Su descendencia. También por aquel entonces se hallaban en Burgos dos hijos de Cristóbal Colón, Diego y Hernando, que se estaban educando en la Corte como pajes del príncipe don Juan. Pero la relación de ambos vástagos con la Cabeza de Castilla sería aún más estrecha años después. En el caso de Diego, primogénito del almirante, dos años después de la muerte de éste. Así, entre 1507 y 1508 Diego Colón reclamó al rey Fernando los derechos que entendía le correspondía como heredero del descubridor. Durante aquella estancia, mantuvo una relación sentimental con la burgalesa Constanza Rosa (o Rosas, según las fuentes), con quien tendría un hijo, al que bautizarían con el nombre de Cristóbal, como su abuelo.

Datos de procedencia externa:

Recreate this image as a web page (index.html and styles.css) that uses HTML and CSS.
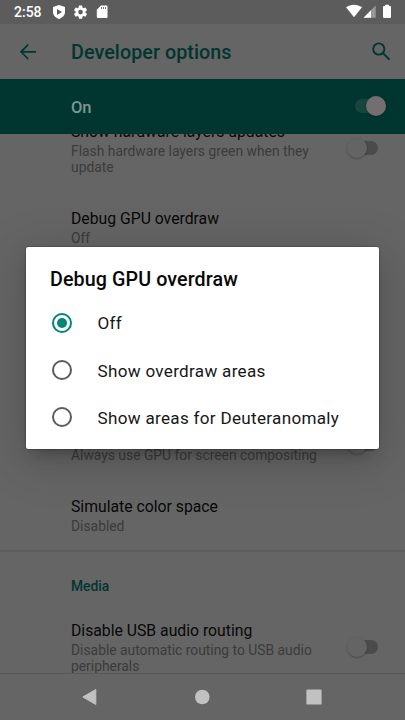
FILE: index.html
```
<!DOCTYPE html>
<html lang="en">
<head>
<meta charset="utf-8">
<title>Developer options</title>
<link rel="stylesheet" href="styles.css">
</head>
<body>
<div class="screen">
  <header class="status">
    <span class="clock">2:58</span>
    <svg class="status-left" width="58" height="24" viewBox="0 0 58 24">
      <path fill="#fff" fill-rule="evenodd" d="M6 5l6 2v5c0 3.400-2.400 5.600-6 7-3.600-1.400-6-3.600-6-7V7zM4 9v6l5-3z"/>
      <g transform="translate(19.600 4.200) scale(.66)"><path fill="#fff" d="M19.430 12.980c.04-.32.070-.64.070-.98s-.03-.66-.07-.98l2.110-1.650c.19-.15.240-.42.120-.64l-2-3.460c-.12-.22-.39-.3-.61-.22l-2.490 1c-.52-.4-1.080-.73-1.690-.98l-.38-2.650A.488.488 0 0 0 14 2h-4c-.25 0-.46.180-.49.420l-.38 2.650c-.61.250-1.170.590-1.690.980l-2.490-1c-.23-.09-.49 0-.61.220l-2 3.460c-.13.220-.07.490.12.640l2.110 1.650c-.04.320-.07.650-.07.980s.030.660.070.980l-2.110 1.650c-.19.150-.24.420-.12.640l2 3.460c.12.220.39.300.61.220l2.490-1c.52.400 1.080.730 1.690.980l.38 2.650c.03.240.24.420.49.420h4c.25 0 .46-.18.490-.42l.38-2.650c.61-.25 1.170-.59 1.690-.98l2.490 1c.23.090.49 0 .61-.22l2-3.460c.12-.22.070-.49-.12-.64zM12 15.500a3.500 3.500 0 1 1 0-7 3.500 3.500 0 0 1 0 7z"/></g>
      <path fill="#fff" d="M48 5.500h5.500a1 1 0 0 1 1 1V17a1 1 0 0 1-1 1h-8.700a1 1 0 0 1-1-1V9.700z"/>
      <path stroke="#777" d="M48.500 7v2M50.500 7v2M52.500 7v2"/>
    </svg>
    <svg class="status-right" width="46" height="24" viewBox="0 0 46 24">
      <path fill="#fff" d="M1 7.300C5.700 3.900 12.300 3.900 17 7.300L9 17.300z"/>
      <path fill="#999" d="M30.700 5.500v12.300H18.500z"/><path fill="#fff" d="M26 10.300v7.500h-7.500z"/>
      <path fill="#fff" d="M40 4.800h4v1.300h1.200a.8.800 0 0 1 .8.800v10.200a.8.800 0 0 1-.8.800h-6.400a.8.800 0 0 1-.8-.8V6.900a.8.800 0 0 1 .8-.8H40z"/>
    </svg>
  </header>
  <div class="appbar">
    <svg class="back" width="18" height="18" viewBox="0 0 18 18"><path fill="none" stroke="#00362f" stroke-width="1.700" d="M17 8.800H2M9.200 1.600L2 8.800 9.200 16"/></svg>
    <h1>Developer options</h1>
    <svg class="search" width="20" height="20" viewBox="0 0 20 20"><g fill="none" stroke="#00362f" stroke-width="1.900"><circle cx="7.800" cy="7" r="5.600"/><path d="M11.800 11l6.700 6.700"/></g></svg>
  </div>
  <div class="master"><span>On</span><i class="switch on"></i></div>
  <main class="list">
    <section class="item first"><div class="text"><h2>Show hardware layers updates</h2><p>Flash hardware layers green when they<br>update</p></div><i class="switch"></i></section>
    <section class="item"><div class="text"><h2>Debug GPU overdraw</h2><p>Off</p></div></section>
    <div class="covered"></div>
    <section class="item"><div class="text"><h2>Disable HW overlays</h2><p>Always use GPU for screen compositing</p></div><i class="switch"></i></section>
    <section class="item"><div class="text"><h2>Simulate color space</h2><p>Disabled</p></div></section>
    <h3>Media</h3>
    <section class="item"><div class="text"><h2>Disable USB audio routing</h2><p>Disable automatic routing to USB audio<br>peripherals</p></div><i class="switch"></i></section>
  </main>
  <nav class="nav">
    <svg width="16" height="18" viewBox="0 0 16 18"><path fill="#c1c1c1" stroke="#c1c1c1" stroke-linejoin="round" d="M13.800 1.500v15L.8 9z"/></svg>
    <svg width="16" height="16" viewBox="0 0 16 16"><circle cx="8.300" cy="8" r="7.300" fill="#c1c1c1"/></svg>
    <svg width="16" height="16" viewBox="0 0 16 16"><rect x=".4" y=".4" width="15.200" height="15.200" rx="1.200" fill="#c1c1c1"/></svg>
  </nav>
  <div class="dialog">
    <h4>Debug GPU overdraw</h4>
    <div class="option"><i class="radio checked"></i><span>Off</span></div>
    <div class="option"><i class="radio"></i><span>Show overdraw areas</span></div>
    <div class="option"><i class="radio"></i><span>Show areas for Deuteranomaly</span></div>
  </div>
</div>
</body>
</html>
```
FILE: styles.css
```
* { box-sizing: border-box; }
body { margin: 0; font-family: Roboto, sans-serif; }
h1, h2, h3, h4, p { margin: 0; font-weight: 400; white-space: nowrap; }
svg { display: block; flex: none; }
.screen { position: relative; width: 405px; height: 720px; display: flex; flex-direction: column; background: #656565; overflow: hidden; }
.status { height: 24px; flex: none; display: flex; align-items: center; padding: 0 14px; background: #5c5c5c; }
.clock { width: 39px; color: #fff; font-size: 14px; font-weight: 500; line-height: 22px; }
.status-right { margin-left: auto; }
.appbar { height: 55px; flex: none; display: flex; align-items: center; padding: 0 14px 0 19px; }
.appbar h1 { margin-left: 34px; color: #00362f; font-size: 19.700px; font-weight: 500; line-height: 24px; padding-top: 2px; letter-spacing: .08px; }
.search { margin-left: auto; }
.master { height: 54.500px; flex: none; display: flex; align-items: center; justify-content: space-between; padding: 0 19px 0 71px; background: #00362f; color: #7d9692; font-size: 16.500px; font-weight: 500; }
.master span { padding-top: 2px; }
.list { flex: 1; min-height: 0; overflow: hidden; border-bottom: 1px solid #595959; }
.item { display: flex; align-items: center; justify-content: space-between; padding: 16px 26px 16px 71px; }
.first { margin-top: -29.500px; }
.item h2 { padding: 1px 0; color: #080808; font-size: 15.750px; line-height: 21px; }
.item p { color: #3b3b3b; font-size: 13.850px; line-height: 16px; }
.covered { height: 146px; }
.list h3 { height: 53px; padding: 17px 0 0 71px; border-top: 2px solid #5d5d5d; color: #00362f; font-size: 13.800px; font-weight: 500; line-height: 34px; }
.switch { position: relative; display: block; flex: none; width: 31px; height: 20px; }
.switch::before { content: ""; position: absolute; left: 4px; top: 3px; width: 26px; height: 14px; border-radius: 7px; background: #4b4b4b; }
.switch::after { content: ""; position: absolute; left: -1px; top: 0; width: 20px; height: 20px; border-radius: 50%; background: #646464; box-shadow: 0 1px 2px #0004; }
.switch.on::before { left: 0; background: #17463f; }
.switch.on::after { left: 11px; background: #736f70; }
.nav { height: 46px; flex: none; display: flex; align-items: center; justify-content: space-between; padding: 0 83px 1px 82px; }
.dialog { position: absolute; left: 26px; top: 247px; width: 353px; height: 202px; padding: 20px 24px 0; background: #fff; border-radius: 2px; box-shadow: 0 11px 15px -7px #0004, 0 9px 46px 8px #0002, 0 0 2px #0008; }
.dialog h4 { height: 32px; padding-top: 1px; color: #080808; font-size: 19.700px; font-weight: 500; line-height: 24px; letter-spacing: .1px; }
.option { height: 47.400px; display: flex; align-items: center; color: #171717; font-size: 17.100px; letter-spacing: .3px; }
.option span { margin-left: 25.500px; padding-top: 1px; white-space: nowrap; }
.radio { display: grid; place-items: center; width: 20px; height: 20px; margin-left: 2px; border: 2px solid #5c5c5c; border-radius: 50%; }
.radio.checked { border-color: #008577; }
.checked::after { content: ""; width: 10px; height: 10px; border-radius: 50%; background: #008577; }
```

El otro hijo, Hernando,  no tuvo tantos intereses políticos; fue más bien un hombre de Letras. Llegó a tener probablemente la mejor biblioteca de su tiempo: 15.000 volúmenes. Hombre muy culto, emprendió una más que ambiciosa y ardua tarea: describir el Reino de Castilla. Y la empezó en 1517, pero en 1523 el Consejo Real le obligó a suspender el proyecto porque estaba reuniendo, gracias a variada información geográfica, demasiados datos que podían constituir un peligro. Durante aquellos años acumuló mucha información sobre Burgos y su provincia.